Kasus dugaan prostitusi di Flame Spa memang menjadi perhatian publik, terutama setelah Jaksa Penuntut Umum (JPU) menuntut hukuman yang sama bagi pemilik usaha dan karyawannya. Ni Ketut Sri Astari Sarnanitha alias Nitha, Komisaris Perseroan Mimpi Surga Bali yang menaungi Flame Spa, dituntut 9 bulan penjara—hukuman yang sama dengan para karyawan tempat tersebut.
Berdasarkan data dari Administrasi Hukum Umum (AHU) Kementerian Hukum dan HAM, Flame Spa didirikan dengan dua pemegang saham utama, yakni Nitha sebagai Komisaris dan Ni Made Purnami Sari sebagai Direktur.
Tuntutan ringan ini menimbulkan perdebatan, terutama jika dibandingkan dengan kasus serupa yang berujung pada hukuman lebih berat.
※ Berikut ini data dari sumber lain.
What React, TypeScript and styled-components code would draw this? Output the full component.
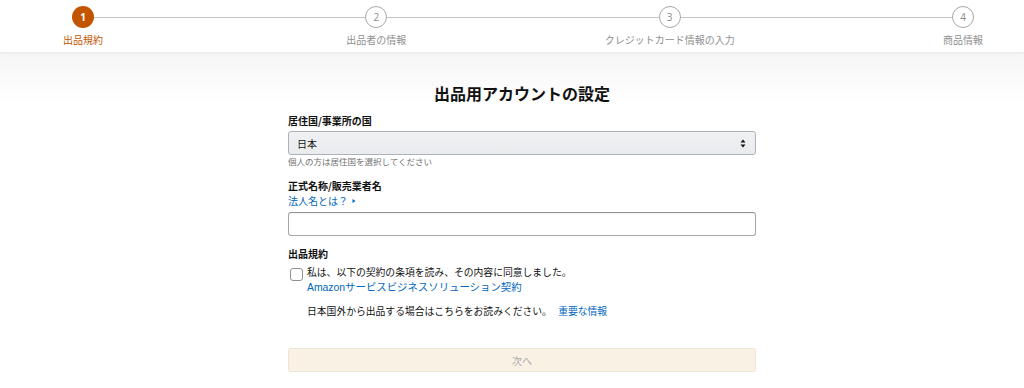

Kasus musisi Nazril Irham alias Ariel NOAH pada 2010, misalnya, berujung pada vonis 3,5 tahun penjara meskipun tidak melibatkan unsur komersialisasi atau eksploitasi ekonomi.
Dalam kasus prostitusi online yang melibatkan Vanessa Angel pada 2019, dua muncikari divonis lima tahun penjara. Disparitas hukuman ini semakin menguatkan dugaan bahwa penerapan hukum terhadap kasus kejahatan serupa tidak konsisten.
Publik semakin mempertanyakan keputusan ini setelah muncul laporan bahwa omzet harian Flame Spa mencapai Rp 180-200 juta, atau sekitar Rp 6 miliar per bulan. Dengan pendapatan sebesar itu, hukuman 9 bulan penjara bagi pemilik usaha dianggap terlalu ringan dan tidak memberikan efek jera.
Kini, masyarakat menanti apakah vonis yang dijadwalkan pada 6 Maret 2025 benar-benar akan dibacakan, atau justru kembali tertunda dengan alasan yang lebih absurd.